__Source material__:
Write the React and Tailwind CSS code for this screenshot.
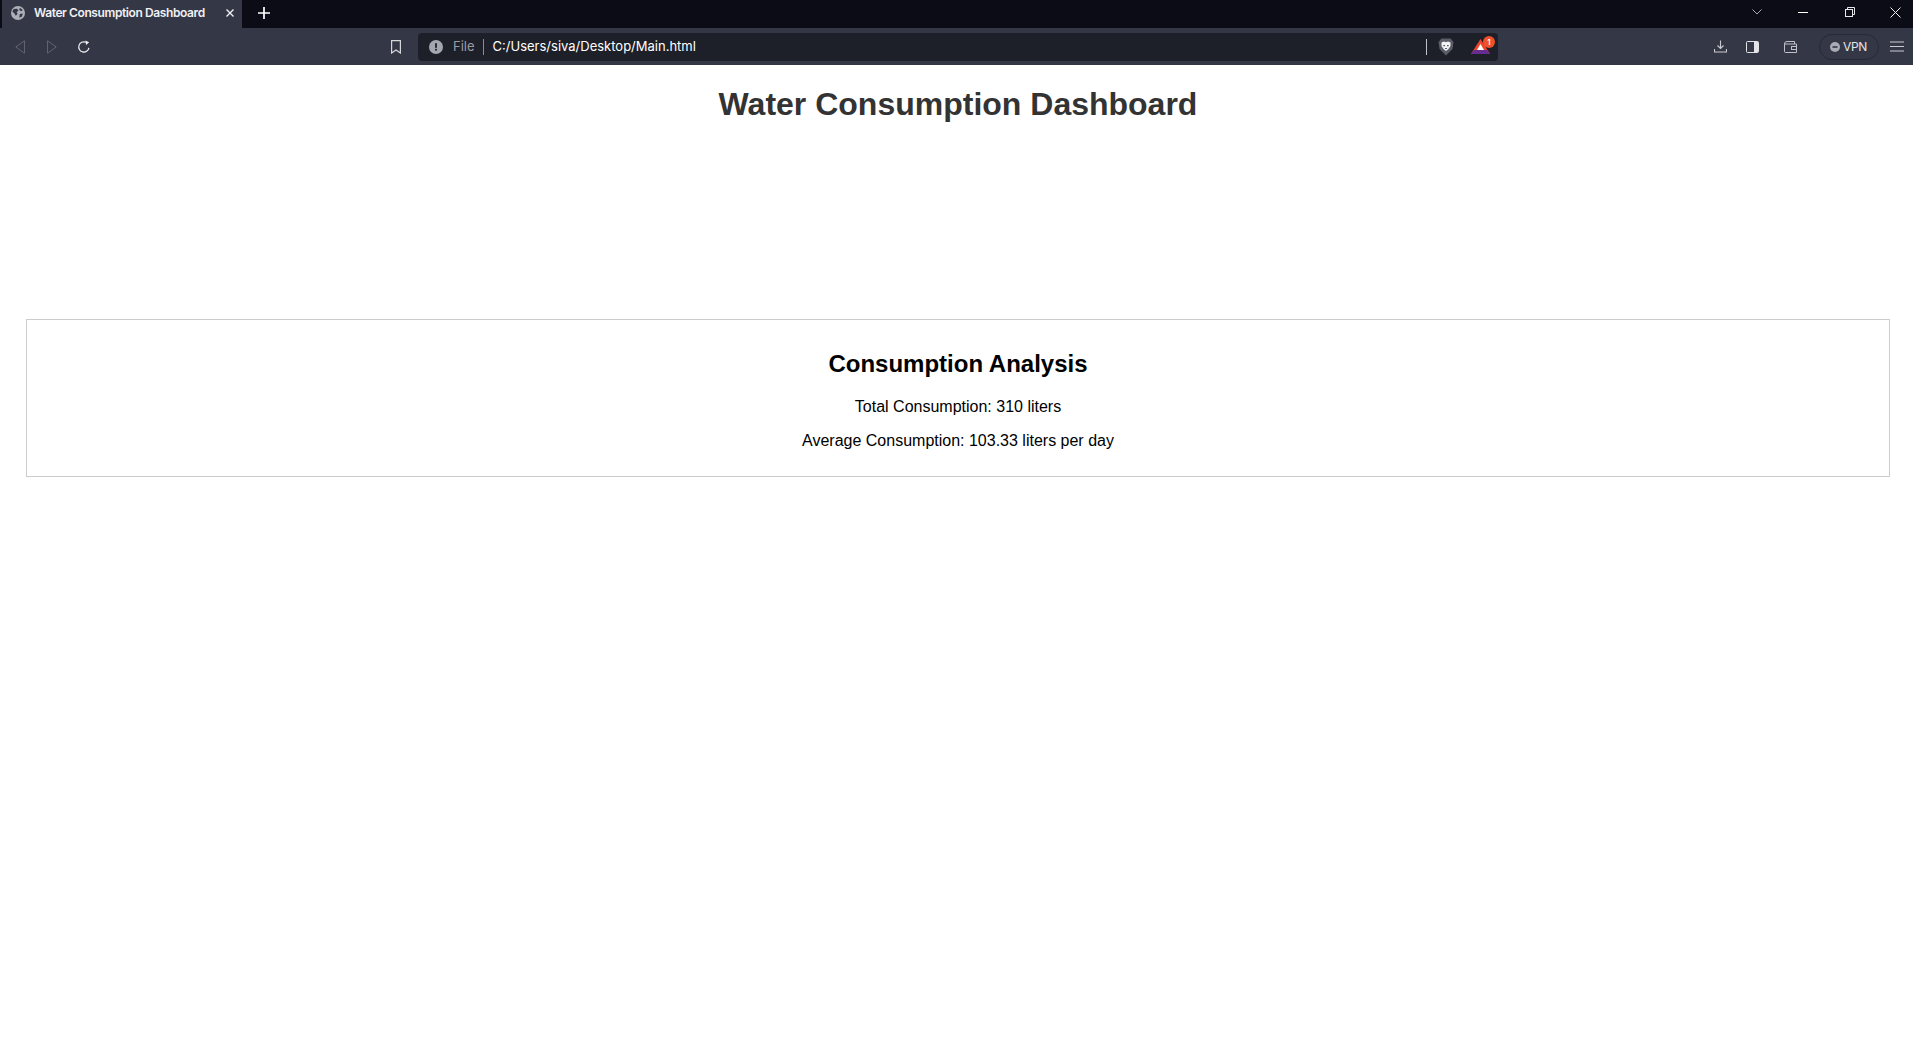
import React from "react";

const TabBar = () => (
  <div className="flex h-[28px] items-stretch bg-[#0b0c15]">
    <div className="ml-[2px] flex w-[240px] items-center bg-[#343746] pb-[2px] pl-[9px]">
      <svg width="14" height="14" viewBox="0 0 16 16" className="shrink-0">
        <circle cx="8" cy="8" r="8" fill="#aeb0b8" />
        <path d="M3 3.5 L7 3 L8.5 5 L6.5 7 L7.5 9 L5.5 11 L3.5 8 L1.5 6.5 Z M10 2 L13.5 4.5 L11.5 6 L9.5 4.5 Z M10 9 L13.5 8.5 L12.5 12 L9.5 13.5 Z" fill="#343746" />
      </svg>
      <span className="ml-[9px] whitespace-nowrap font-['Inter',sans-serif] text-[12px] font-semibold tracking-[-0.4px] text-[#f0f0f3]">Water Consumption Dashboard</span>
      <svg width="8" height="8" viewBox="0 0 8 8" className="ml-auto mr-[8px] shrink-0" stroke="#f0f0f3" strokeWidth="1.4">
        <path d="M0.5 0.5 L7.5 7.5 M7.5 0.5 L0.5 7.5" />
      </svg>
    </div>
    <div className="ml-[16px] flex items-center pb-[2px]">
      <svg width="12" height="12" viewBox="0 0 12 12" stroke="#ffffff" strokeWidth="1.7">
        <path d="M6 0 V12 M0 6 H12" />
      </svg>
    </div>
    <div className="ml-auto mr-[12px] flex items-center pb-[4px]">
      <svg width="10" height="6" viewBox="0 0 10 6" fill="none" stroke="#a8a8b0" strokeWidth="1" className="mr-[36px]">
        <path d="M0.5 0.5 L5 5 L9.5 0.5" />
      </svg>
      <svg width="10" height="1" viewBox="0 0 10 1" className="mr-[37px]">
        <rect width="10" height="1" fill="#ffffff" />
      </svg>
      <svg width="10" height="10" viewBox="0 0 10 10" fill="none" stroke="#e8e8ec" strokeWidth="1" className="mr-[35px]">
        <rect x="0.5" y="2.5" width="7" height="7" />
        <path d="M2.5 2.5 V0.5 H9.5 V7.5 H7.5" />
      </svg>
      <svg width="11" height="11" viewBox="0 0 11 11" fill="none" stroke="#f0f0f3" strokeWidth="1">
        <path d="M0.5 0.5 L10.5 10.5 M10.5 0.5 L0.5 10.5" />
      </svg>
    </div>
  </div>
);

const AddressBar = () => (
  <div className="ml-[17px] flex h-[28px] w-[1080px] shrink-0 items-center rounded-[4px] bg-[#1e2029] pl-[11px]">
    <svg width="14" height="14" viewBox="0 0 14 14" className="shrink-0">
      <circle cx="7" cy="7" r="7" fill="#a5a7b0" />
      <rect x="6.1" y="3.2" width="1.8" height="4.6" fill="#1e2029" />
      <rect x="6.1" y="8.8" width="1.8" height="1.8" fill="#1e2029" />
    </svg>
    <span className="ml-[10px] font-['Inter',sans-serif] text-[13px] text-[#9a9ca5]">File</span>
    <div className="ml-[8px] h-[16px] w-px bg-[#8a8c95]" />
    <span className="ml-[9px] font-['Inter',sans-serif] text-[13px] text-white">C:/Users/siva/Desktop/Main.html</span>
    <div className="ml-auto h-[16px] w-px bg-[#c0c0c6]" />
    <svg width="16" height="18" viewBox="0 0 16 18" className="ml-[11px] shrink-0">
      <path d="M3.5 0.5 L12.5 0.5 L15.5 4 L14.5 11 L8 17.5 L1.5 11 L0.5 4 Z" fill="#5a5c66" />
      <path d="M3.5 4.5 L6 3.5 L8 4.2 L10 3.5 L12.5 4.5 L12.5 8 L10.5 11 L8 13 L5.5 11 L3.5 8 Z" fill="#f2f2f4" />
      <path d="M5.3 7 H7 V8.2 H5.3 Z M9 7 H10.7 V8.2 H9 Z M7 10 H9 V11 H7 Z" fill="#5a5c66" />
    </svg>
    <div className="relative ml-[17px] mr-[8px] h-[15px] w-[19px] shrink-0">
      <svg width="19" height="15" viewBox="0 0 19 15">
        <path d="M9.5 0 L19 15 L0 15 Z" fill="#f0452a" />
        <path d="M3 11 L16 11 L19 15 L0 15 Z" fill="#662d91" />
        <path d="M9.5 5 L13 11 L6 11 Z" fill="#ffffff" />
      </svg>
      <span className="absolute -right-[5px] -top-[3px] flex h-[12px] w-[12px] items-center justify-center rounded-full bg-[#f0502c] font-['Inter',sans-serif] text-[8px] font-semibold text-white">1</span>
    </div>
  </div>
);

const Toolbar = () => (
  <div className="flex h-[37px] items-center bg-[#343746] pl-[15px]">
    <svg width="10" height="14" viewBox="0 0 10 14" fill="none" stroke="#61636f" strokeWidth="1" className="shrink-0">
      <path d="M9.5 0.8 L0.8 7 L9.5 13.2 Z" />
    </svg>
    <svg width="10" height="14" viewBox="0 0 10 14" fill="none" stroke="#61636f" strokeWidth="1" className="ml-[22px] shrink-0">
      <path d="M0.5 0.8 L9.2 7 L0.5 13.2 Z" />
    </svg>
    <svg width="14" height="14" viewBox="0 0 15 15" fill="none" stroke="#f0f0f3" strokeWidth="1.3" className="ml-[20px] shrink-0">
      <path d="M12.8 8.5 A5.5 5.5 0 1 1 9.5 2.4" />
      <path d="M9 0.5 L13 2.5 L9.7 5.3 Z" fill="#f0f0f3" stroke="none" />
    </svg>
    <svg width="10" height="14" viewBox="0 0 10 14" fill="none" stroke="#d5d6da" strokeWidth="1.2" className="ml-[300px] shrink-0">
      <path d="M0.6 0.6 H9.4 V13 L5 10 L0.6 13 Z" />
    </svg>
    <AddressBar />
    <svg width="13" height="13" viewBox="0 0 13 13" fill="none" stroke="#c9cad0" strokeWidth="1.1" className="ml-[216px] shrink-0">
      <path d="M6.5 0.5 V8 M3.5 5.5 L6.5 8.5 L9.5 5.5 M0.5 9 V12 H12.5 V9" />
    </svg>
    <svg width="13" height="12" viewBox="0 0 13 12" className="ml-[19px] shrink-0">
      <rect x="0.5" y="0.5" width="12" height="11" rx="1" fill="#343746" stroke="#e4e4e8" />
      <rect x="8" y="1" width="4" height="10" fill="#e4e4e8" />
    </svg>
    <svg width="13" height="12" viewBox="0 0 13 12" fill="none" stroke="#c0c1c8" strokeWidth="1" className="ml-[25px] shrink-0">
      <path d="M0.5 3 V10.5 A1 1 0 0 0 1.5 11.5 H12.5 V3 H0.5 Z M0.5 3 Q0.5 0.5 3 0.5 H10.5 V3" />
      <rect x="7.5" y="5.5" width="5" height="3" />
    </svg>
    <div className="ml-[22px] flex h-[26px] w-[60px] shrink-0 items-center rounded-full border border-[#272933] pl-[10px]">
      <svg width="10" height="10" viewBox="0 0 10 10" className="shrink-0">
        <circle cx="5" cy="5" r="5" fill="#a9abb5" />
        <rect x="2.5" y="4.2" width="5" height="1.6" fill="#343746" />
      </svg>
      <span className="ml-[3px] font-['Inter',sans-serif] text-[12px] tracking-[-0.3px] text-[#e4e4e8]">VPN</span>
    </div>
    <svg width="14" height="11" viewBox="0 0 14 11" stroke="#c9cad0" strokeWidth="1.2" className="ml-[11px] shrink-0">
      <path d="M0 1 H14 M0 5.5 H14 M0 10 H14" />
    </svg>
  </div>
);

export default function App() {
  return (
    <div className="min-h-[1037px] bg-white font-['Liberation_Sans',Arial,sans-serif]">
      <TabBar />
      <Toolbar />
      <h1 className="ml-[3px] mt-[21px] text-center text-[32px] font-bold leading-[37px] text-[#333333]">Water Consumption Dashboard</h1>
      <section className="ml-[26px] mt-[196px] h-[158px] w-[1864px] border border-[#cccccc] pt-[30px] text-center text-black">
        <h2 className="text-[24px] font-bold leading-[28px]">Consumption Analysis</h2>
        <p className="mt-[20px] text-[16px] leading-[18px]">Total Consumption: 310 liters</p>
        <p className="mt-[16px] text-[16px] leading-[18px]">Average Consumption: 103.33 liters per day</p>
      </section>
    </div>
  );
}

__Problem__: Every line from the top of the material above through the line with "import React from" should be duplicated exactly, please; leave out the pictures.

__Output for this task__:
Write the React and Tailwind CSS code for this screenshot.
import React from "react";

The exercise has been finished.